Moet je als kunstenaar meedoen aan tentoonstellingen die je zelf organiseert? Dit is vaak een heet hangijzer want “Die hangt weer mooi zichzelf op” hoor je dan al snel. Na het zien van het werk van Gustave Caillebotte (1848-1894) zou ik zeggen dat je dat altijd moet doen.
Caillebotte is vooral bekend als mecenas en verzamelaar en pas in tweede instantie als beeldend kunstenaar. Dankzij een flinke erfenis van zijn vader en het feit dat hij nog maar een andere broer had (hij had er twee maar die stierf op zijn 25e) was hij in staat kunst te kopen en tentoonstellingen mogelijk te maken. Zo is hij dus bekend geworden als organisator van de eerste impressionistische tentoonstelling. Daarbij kocht hij al vrij vroeg werk van collega’s zoals Monet, zijn goede vrienden Degas en Renoir (waarvan overigens ook niet de minste), Cézanne, Manet en ga zo maar door. Die collectie is nu essentieel onderdeel van de collectie van Museum d’Orsay. Hij toonde wel zijn eigen werk bij de tentoonstellingen die hij organiseerde, maar toch stond hij vooral bekend als financier van de tentoonstellingen.
Nu lijkt dat uiteindelijk dus allemaal wel goed te komen, maar stel je nu eens voor als hij ook niet bij die tentoonstellingen had gezeten, zou zijn werk dan net zo invloedrijk zijn geweest als zijn geld?
Zijn werk is erg opmerkelijk. Behalve dat hij opmerkelijk goed kon schilderen is vooral zijn radicale keuze voor standpunten hetgeen opvalt. Daar waar Degas vaak niet verder gaat dan het afhakken van ledematen en het snijden in composities gaat Caillebotte vooral in de kijkrichting zitten. Onconventionele standpunten zijn in het werk veelvuldig terug te vinden. Het mooie van de tentoonstelling in het Gemeentemuseum rondom zijn werk is dan ook dat de fotografie (die overduidelijk de oorzaak is van die standpunten) er bij getoond wordt. Het verschil met de fotografie is ook helder, de fotografie uit die tijd heeft vaak iets statisch en mist de dynamiek die zijn schilderijen wel hebben. Daarnaast gaat Caillebotte heel sfeervol om met kleur, ook iets wat in de fotografie van die tijd nog niet bestond.

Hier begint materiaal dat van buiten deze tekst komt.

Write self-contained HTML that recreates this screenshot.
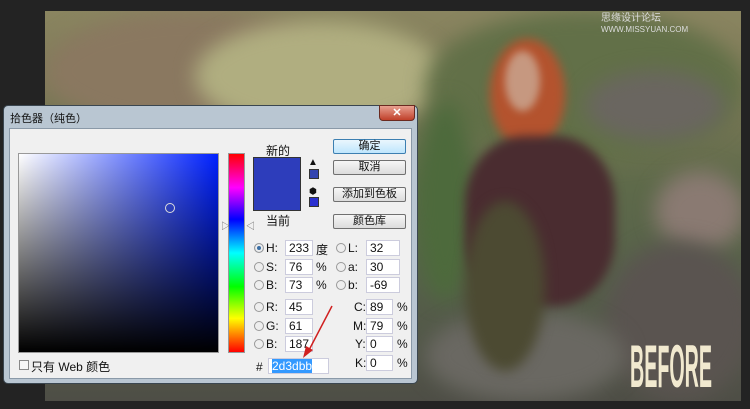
<!DOCTYPE html>
<html><head><meta charset="utf-8"><style>
*{margin:0;padding:0;box-sizing:border-box}
body{width:750px;height:409px;background:#232323;position:relative;overflow:hidden;font-family:"Liberation Sans","Noto Sans CJK SC",sans-serif;font-size:11px;color:#111}
.photo{position:absolute;left:45px;top:11px;width:696px;height:390px;overflow:hidden;
background:linear-gradient(180deg,#8a8560 0%,#7e7a58 20%,#5e6a4a 45%,#56604a 70%,#4e4e46 100%)}
.b{position:absolute;border-radius:50%;filter:blur(10px)}
.dlg{position:absolute;left:3px;top:105px;width:415px;height:279px;background:#b9c6d2;border:1px solid #3a4650;border-radius:5px}
.title{position:absolute;left:6px;top:4px;font-size:11px}
.close{position:absolute;left:375px;top:-1px;width:36px;height:16px;background:linear-gradient(#e8a090,#c0402a);border:1px solid #6a2a20;border-radius:0 0 4px 4px;color:#fff;text-align:center;font-weight:bold;font-size:11px;line-height:14px}
.inner{position:absolute;left:5px;top:22px;width:403px;height:251px;background:#f0f0f0;border:1px solid #8a99a8}
.a{position:absolute}
.field{position:absolute;height:16px;background:#fff;border:1px solid #ccd;font-size:12px;padding-left:3px;line-height:14px}
.btn{position:absolute;left:331px;width:73px;height:15px;border:1px solid #707070;border-radius:2px;background:linear-gradient(#f6f6f6,#dcdcdc);text-align:center;font-size:11px;line-height:13px}
.rad{position:absolute;width:10px;height:10px;border-radius:50%;border:1px solid #999;background:#eee}
.lbl{position:absolute;font-size:12px}
</style></head><body>
<div class="photo">
<div class="b" style="left:0;top:0;width:300px;height:120px;background:#8a7860"></div>
<div class="b" style="left:150px;top:10px;width:250px;height:110px;background:#b0ae80"></div>
<div class="b" style="left:380px;top:0;width:320px;height:150px;background:#627048"></div>
<div class="b" style="left:540px;top:60px;width:140px;height:70px;background:#6a6660"></div>
<div class="b" style="left:610px;top:160px;width:90px;height:80px;background:#8a7a72"></div>
<div class="b" style="left:370px;top:90px;width:60px;height:200px;background:#4d6a3c"></div>
<div class="b" style="left:560px;top:230px;width:150px;height:160px;background:#5a5450"></div>
<div class="b" style="left:380px;top:300px;width:200px;height:90px;background:#6a6862"></div>
<div class="b" style="left:445px;top:28px;width:75px;height:110px;background:#b4532e;filter:blur(5px)"></div>
<div class="b" style="left:460px;top:40px;width:35px;height:60px;background:#c69880;filter:blur(4px)"></div>
<div class="b" style="left:420px;top:125px;width:150px;height:170px;background:#4a2c30;border-radius:40%;filter:blur(5px)"></div>
<div class="b" style="left:420px;top:190px;width:80px;height:170px;background:#4c4a32;filter:blur(6px)"></div>
<svg class="a" style="left:585px;top:330px" width="90" height="50"><text x="0" y="46" font-family="Liberation Sans, sans-serif" font-weight="bold" font-size="60" fill="#f1e9cf" textLength="82" lengthAdjust="spacingAndGlyphs">BEFORE</text></svg>
<div class="a" style="left:556px;top:-2px;font-size:10px;color:#dcdcdc">思缘设计论坛 <span style="font-size:8px">WWW.MISSYUAN.COM</span></div>
</div>
<div class="dlg">
<div class="title">拾色器（纯色）</div>
<div class="close">✕</div>
<div class="inner">
<div class="a" style="left:8px;top:24px;width:201px;height:200px;border:1px solid #999;background:linear-gradient(to bottom,rgba(0,0,0,0),#000),linear-gradient(to right,#fff,#0021ff)"></div>
<div class="a" style="left:155px;top:74px;width:10px;height:10px;border:1px solid #ddd;border-radius:50%"></div>
<div class="a" style="left:218px;top:24px;width:17px;height:200px;border:1px solid #999;background:linear-gradient(#f00,#f0f 17%,#00f 33%,#0ff 50%,#0f0 67%,#ff0 83%,#f00)"></div>
<div class="a" style="left:211px;top:90px;font-size:9px;color:#666">▷</div>
<div class="a" style="left:236px;top:90px;font-size:9px;color:#666">◁</div>
<div class="lbl" style="left:256px;top:13px">新的</div>
<div class="a" style="left:243px;top:28px;width:48px;height:54px;background:#2d3dbb;border:1px solid #333"></div>
<div class="lbl" style="left:256px;top:83px">当前</div>
<div class="a" style="left:298px;top:28px;font-size:10px">▲</div>
<div class="a" style="left:299px;top:40px;width:10px;height:10px;background:#3344b0;border:1px solid #333"></div>
<div class="a" style="left:299px;top:57px;font-size:9px">⬢</div>
<div class="a" style="left:299px;top:68px;width:10px;height:10px;background:#2a30d0;border:1px solid #333"></div>
<div class="btn" style="left:323px;top:10px;border-color:#3c7fb1;background:linear-gradient(#eaf6fd,#bee6fd)">确定</div>
<div class="btn" style="left:323px;top:31px">取消</div>
<div class="btn" style="left:323px;top:58px">添加到色板</div>
<div class="btn" style="left:323px;top:85px">颜色库</div>
<div class="rad" style="left:244px;top:114px;background:#3a6ea5;box-shadow:inset 0 0 0 2px #eee"></div><div class="lbl" style="left:256px;top:112px">H:</div><div class="field" style="left:275px;top:111px;width:28px">233</div><div class="lbl" style="left:306px;top:112px">度</div>
<div class="rad" style="left:244px;top:133px"></div><div class="lbl" style="left:256px;top:131px">S:</div><div class="field" style="left:275px;top:130px;width:28px">76</div><div class="lbl" style="left:306px;top:131px">%</div>
<div class="rad" style="left:244px;top:151px"></div><div class="lbl" style="left:256px;top:149px">B:</div><div class="field" style="left:275px;top:148px;width:28px">73</div><div class="lbl" style="left:306px;top:149px">%</div>
<div class="rad" style="left:326px;top:114px"></div><div class="lbl" style="left:338px;top:112px">L:</div><div class="field" style="left:356px;top:111px;width:34px">32</div>
<div class="rad" style="left:326px;top:133px"></div><div class="lbl" style="left:338px;top:131px">a:</div><div class="field" style="left:356px;top:130px;width:34px">30</div>
<div class="rad" style="left:326px;top:151px"></div><div class="lbl" style="left:338px;top:149px">b:</div><div class="field" style="left:356px;top:148px;width:34px">-69</div>
<div class="rad" style="left:244px;top:173px"></div><div class="lbl" style="left:256px;top:171px">R:</div><div class="field" style="left:275px;top:170px;width:28px">45</div>
<div class="rad" style="left:244px;top:192px"></div><div class="lbl" style="left:256px;top:190px">G:</div><div class="field" style="left:275px;top:189px;width:28px">61</div>
<div class="rad" style="left:244px;top:210px"></div><div class="lbl" style="left:256px;top:208px">B:</div><div class="field" style="left:275px;top:207px;width:28px">187</div>
<div class="lbl" style="left:344px;top:171px">C:</div><div class="field" style="left:356px;top:170px;width:27px">89</div><div class="lbl" style="left:387px;top:171px">%</div>
<div class="lbl" style="left:343px;top:190px">M:</div><div class="field" style="left:356px;top:189px;width:27px">79</div><div class="lbl" style="left:387px;top:190px">%</div>
<div class="lbl" style="left:345px;top:208px">Y:</div><div class="field" style="left:356px;top:207px;width:27px">0</div><div class="lbl" style="left:387px;top:208px">%</div>
<div class="lbl" style="left:345px;top:227px">K:</div><div class="field" style="left:356px;top:226px;width:27px">0</div><div class="lbl" style="left:387px;top:227px">%</div>
<div class="lbl" style="left:246px;top:231px">#</div>
<div class="field" style="left:258px;top:229px;width:61px"><span style="background:#3399ff;color:#fff">2d3dbb</span></div>
<svg class="a" style="left:290px;top:175px" width="40" height="55"><line x1="32" y1="2" x2="8" y2="48" stroke="#d02020" stroke-width="1.5"/><polygon points="3,54 6,42 13,46" fill="#d02020"/></svg>
<div class="a" style="left:9px;top:231px;width:10px;height:10px;border:1px solid #888;background:#f6f6f6"></div>
<div class="lbl" style="left:21px;top:229px">只有 Web 颜色</div>
</div>
</div>
</body></html>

Daarnaast is het werk in zijn tijd ook zeer radicaal, het houdt zich prima staande binnen de collectie die hij zelf opbouwde. Het ziet er niet meer of minder radicaal uit dan een Renoir. Dat hij lang enkel bekend is geweest als de financiële steun voor de impressionisten is opmerkelijk, hoe hebben ze zijn werk over het hoofd kunnen hebben zien. En daarom moet je dus zelf meedoen aan tentoonstellingen die je zelf organiseert, anders vergeten ze je al helemaal.
In het Gemeentemuseum te Den Haag nu dus een mooi overzicht in combinatie met fotowerken uit zijn tijd. Biedt veel inzichten in de wisselwerking tussen fotografie en zijn werk. En vooral, het laat zien dat je het zijn van organisator en kunstenaar prima op topniveau kunt combineren.
(de witte reflecties hieronder zijn van de enorme hoeveelheden vernis die er blijkbaar op zit).
De tentoonstelling is nog te zien tot en met 20 mei in het GemeenteMuseum Den Haag.